Ese mismo enfrentamiento se da entre la crítica y el propio Thomson, junto a la misma barra, mientras él le dice: “etiquetas, etiquetas, solo sabes ponerle etiquetas a las cosas. No sabes qué es esto realmente —mostrándole una flor—”. Ella no va a ceder, va a destrozar la obra, sobre todo a Thomson, y se lo dice en la cara. ¿Es la antagonista esa mujer? No, pero sí es la representante de una voz colectiva, si así puede llamarse, la voz de la crítica, en general, la que puede conducir la opinión del público hacia lo favorable o lo lapidario. Ella es la representante del público. Se deja llevar por el nombre, por las etiquetas. No es el enemigo. Es solo parte del entorno, que, sin embargo, es el que determina el comportamiento del protagonista.
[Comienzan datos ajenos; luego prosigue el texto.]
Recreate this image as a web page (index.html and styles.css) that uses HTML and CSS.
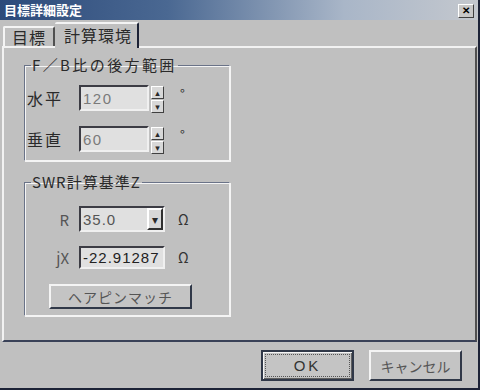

El enemigo, el opositor y verdadero antagonista de Thomson es esa voz, la que lo incita a volver a su mundo de luces de neón en Hollywood, el personaje de caricaturas, Birdman.

Así que cuando el hombre pregunta “¿Quién eres?” frente al espejo, puede responderse a sí mismo con su nombre y errar; puede atreverse a decir “Yo soy tú”, y también erraría, de hecho. Porque la pregunta sobre la identidad de un hombre solo puede ser respondida por él mismo gracias a la inesperada y sagrada virtud de la ignorancia, es decir, la única respuesta válida es qué importa quién eres, con tal de que seas.

¿Se puede huir de la propia conciencia del ser?

Notas

1. Los héroes clásicos, cuando emprendían su viaje ritual al Inframundo o mundo de los muertos, debían siempre acceder a objetos rituales, como el caso de Eneas, quien tuvo que encontrar un pimpollo de oro en el bosque para encontrar así y franquear las puertas del Hades. Sin embargo, el héroe clásico, y por lo visto, los modernos también, en sus múltiples adaptaciones, no pueden quedarse en el Inframundo, pues no habría gesta heroica en eso. Han de ascender al mundo de los vivos, deben volver.